# Short problem
Every line with the string "styles" should be gathered.
#### Provided data ####
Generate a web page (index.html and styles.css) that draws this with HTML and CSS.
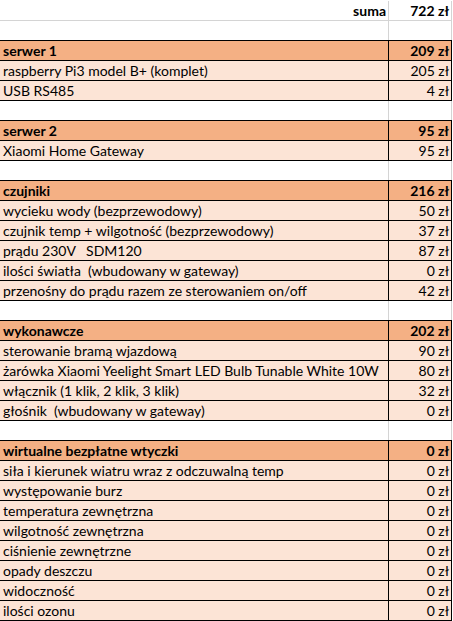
FILE: index.html
```html
<!DOCTYPE html>
<html lang="pl">
<head>
<meta charset="utf-8">
<title>Koszty</title>
<link rel="stylesheet" href="styles.css">
</head>
<body>
<div class="sheet">
  <div class="row plain top"><div class="name right bold">suma</div><div class="val bold">722 zł</div></div>
  <div class="row plain"><div class="name"></div><div class="val"></div></div>

  <div class="row head"><div class="name">serwer 1</div><div class="val">209 zł</div></div>
  <div class="row item"><div class="name">raspberry Pi3 model B+ (komplet)</div><div class="val">205 zł</div></div>
  <div class="row item"><div class="name">USB RS485</div><div class="val">4 zł</div></div>
  <div class="row gap"><div class="name"></div><div class="val"></div></div>

  <div class="row head"><div class="name">serwer 2</div><div class="val">95 zł</div></div>
  <div class="row item"><div class="name">Xiaomi Home Gateway</div><div class="val">95 zł</div></div>
  <div class="row gap"><div class="name"></div><div class="val"></div></div>

  <div class="row head"><div class="name">czujniki</div><div class="val">216 zł</div></div>
  <div class="row item"><div class="name">wycieku wody (bezprzewodowy)</div><div class="val">50 zł</div></div>
  <div class="row item"><div class="name">czujnik temp + wilgotność (bezprzewodowy)</div><div class="val">37 zł</div></div>
  <div class="row item"><div class="name">prądu 230V   SDM120</div><div class="val">87 zł</div></div>
  <div class="row item"><div class="name">ilości światła  (wbudowany w gateway)</div><div class="val">0 zł</div></div>
  <div class="row item"><div class="name">przenośny do prądu razem ze sterowaniem on/off</div><div class="val">42 zł</div></div>
  <div class="row gap"><div class="name"></div><div class="val"></div></div>

  <div class="row head"><div class="name">wykonawcze</div><div class="val">202 zł</div></div>
  <div class="row item"><div class="name">sterowanie bramą wjazdową</div><div class="val">90 zł</div></div>
  <div class="row item"><div class="name">żarówka Xiaomi Yeelight Smart LED Bulb Tunable White 10W</div><div class="val">80 zł</div></div>
  <div class="row item"><div class="name">włącznik (1 klik, 2 klik, 3 klik)</div><div class="val">32 zł</div></div>
  <div class="row item"><div class="name">głośnik  (wbudowany w gateway)</div><div class="val">0 zł</div></div>
  <div class="row gap"><div class="name"></div><div class="val"></div></div>

  <div class="row head"><div class="name">wirtualne bezpłatne wtyczki</div><div class="val">0 zł</div></div>
  <div class="row item"><div class="name">siła i kierunek wiatru wraz z odczuwalną temp</div><div class="val">0 zł</div></div>
  <div class="row item"><div class="name">występowanie burz</div><div class="val">0 zł</div></div>
  <div class="row item"><div class="name">temperatura zewnętrzna</div><div class="val">0 zł</div></div>
  <div class="row item"><div class="name">wilgotność zewnętrzna</div><div class="val">0 zł</div></div>
  <div class="row item"><div class="name">ciśnienie zewnętrzne</div><div class="val">0 zł</div></div>
  <div class="row item"><div class="name">opady deszczu</div><div class="val">0 zł</div></div>
  <div class="row item"><div class="name">widoczność</div><div class="val">0 zł</div></div>
  <div class="row item"><div class="name">ilości ozonu</div><div class="val">0 zł</div></div>
  <div class="end"></div>
</div>
</body>
</html>
```
FILE: styles.css
```css
html, body {
  margin: 0;
  padding: 0;
  background: #ffffff;
}
.sheet {
  width: 452px;
  font-family: Lato, "Open Sans", sans-serif;
  font-size: 14px;
  color: #000;
}
.row {
  display: flex;
  height: 20px;
  box-sizing: border-box;
  border-top: 1px solid #d4d4d4;
}
.row.top { border-top-color: #ffffff; }
.row.head, .row.item, .row.gap { border-top-color: #000; }
.name, .val {
  box-sizing: border-box;
  height: 19px;
  line-height: 20px;
  white-space: pre;
  overflow: hidden;
  border-right: 1px solid #d4d4d4;
}
.name {
  width: 389px;
  padding-left: 3px;
}
.val {
  width: 63px;
  text-align: right;
  padding-right: 2px;
}
.right { text-align: right; padding-right: 2px; }
.bold { font-weight: bold; }
.head { background: #f4b084; font-weight: bold; }
.item { background: #fce4d6; }
.head .name, .head .val, .item .name, .item .val { border-right-color: #000; }
.end {
  width: 452px;
  height: 1px;
  background: #000;
}
```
####
# Exercise answer
Generate a web page (index.html and styles.css) that draws this with HTML and CSS.
<link rel="stylesheet" href="styles.css">
FILE: styles.css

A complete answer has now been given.